In the section on data scaling and normalization, we learned about techniques like Min-Max Scaling and Standardization. We saw how Min-Max Scaling rescales the data to a fixed range, and how Standardization rescales the data to have a mean of 0 and a standard deviation of 1. We also discussed the importance of choosing the right scaling method based on the nature of the data and the machine learning algorithm being used.

Finally, we discussed the train-test split, where we learned how to divide our dataset into a training set and a test set. We saw how the training set is used to train the machine learning model, and how the test set is used to evaluate the model's performance. We also learned about stratified sampling, which ensures that the train and test sets have the same class distribution as the full dataset.

In the practical exercises section, we got hands-on experience with data preprocessing by applying the techniques we learned in this chapter. These exercises not only reinforced our understanding of the concepts, but also gave us a taste of what it's like to preprocess data for a real machine learning project.

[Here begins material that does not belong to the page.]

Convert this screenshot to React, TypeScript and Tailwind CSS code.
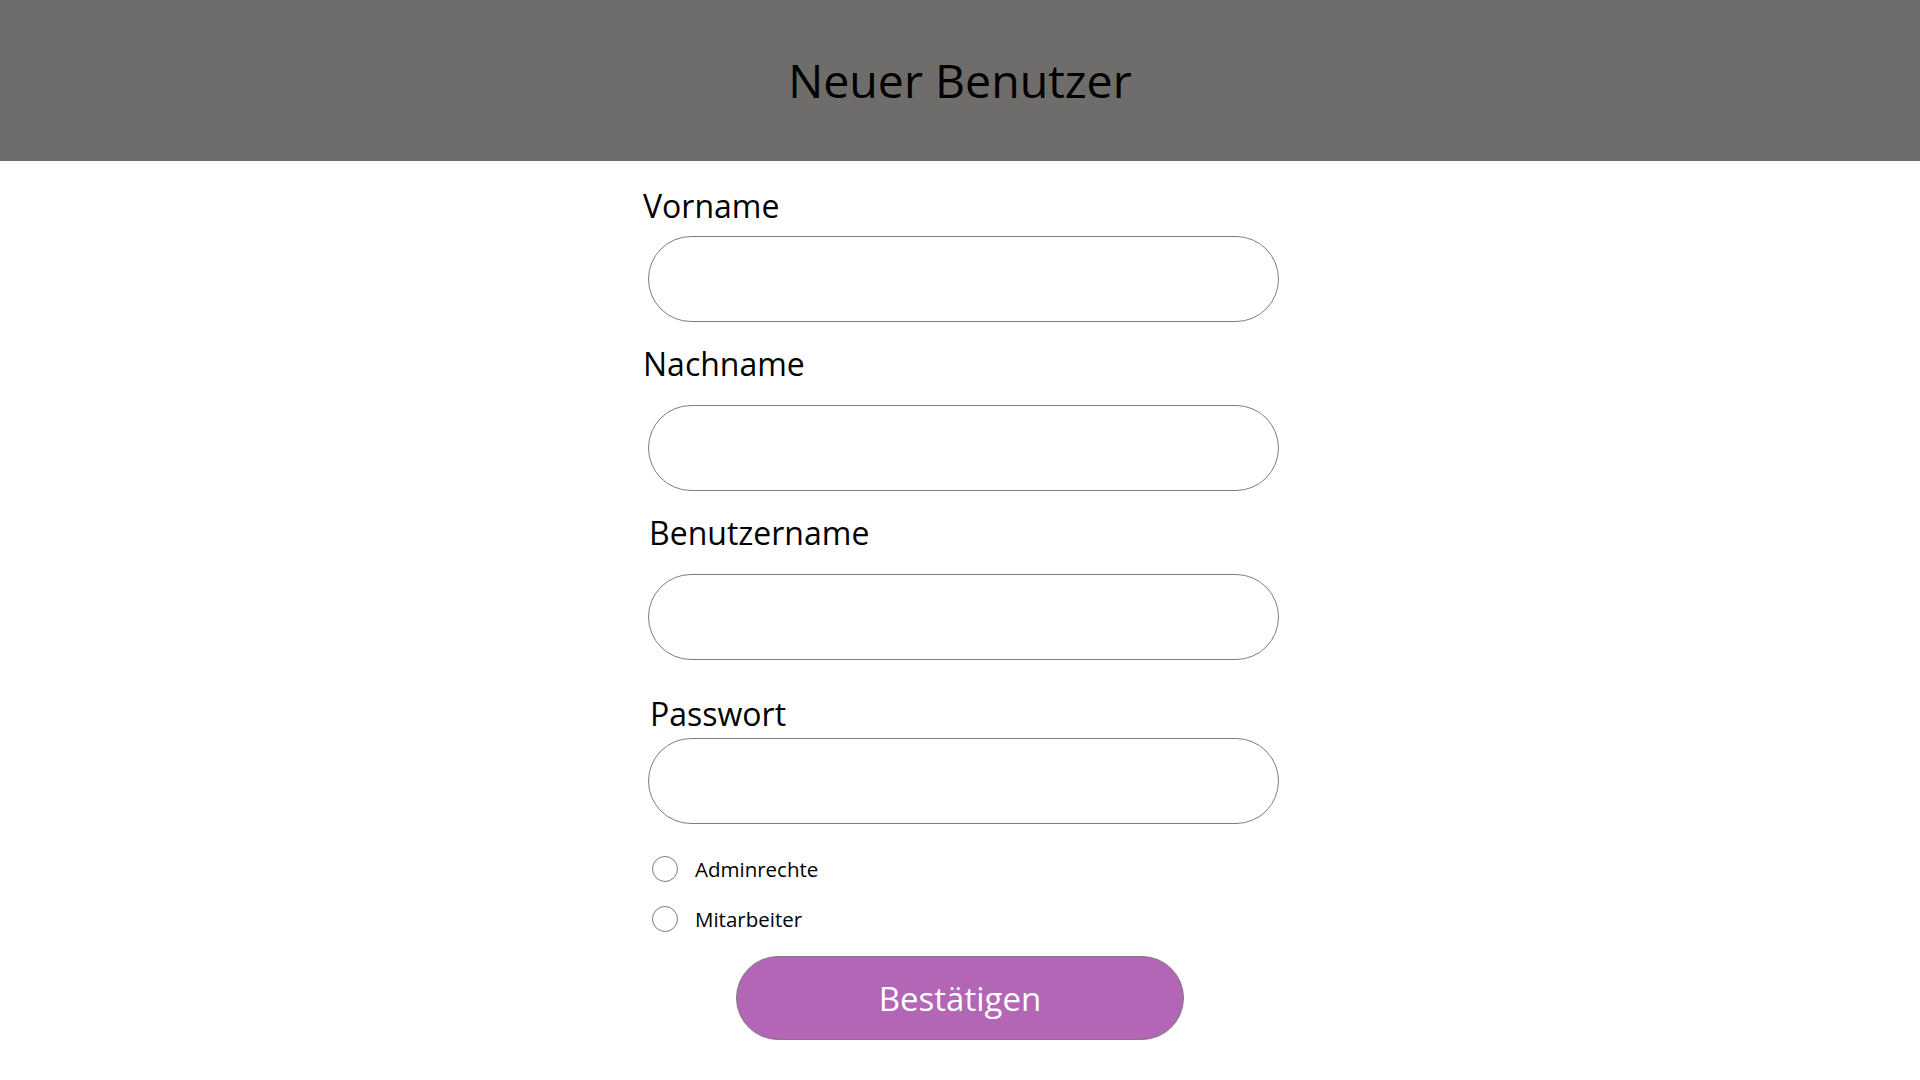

As we move on to the next chapters, where we'll dive into various machine learning algorithms, let's keep in mind the importance of data preprocessing. Remember, a well-prepared dataset is the foundation of a successful machine learning project. So, let's take the lessons we've learned in this chapter to heart, and continue our journey with the same enthusiasm and curiosity. Happy learning!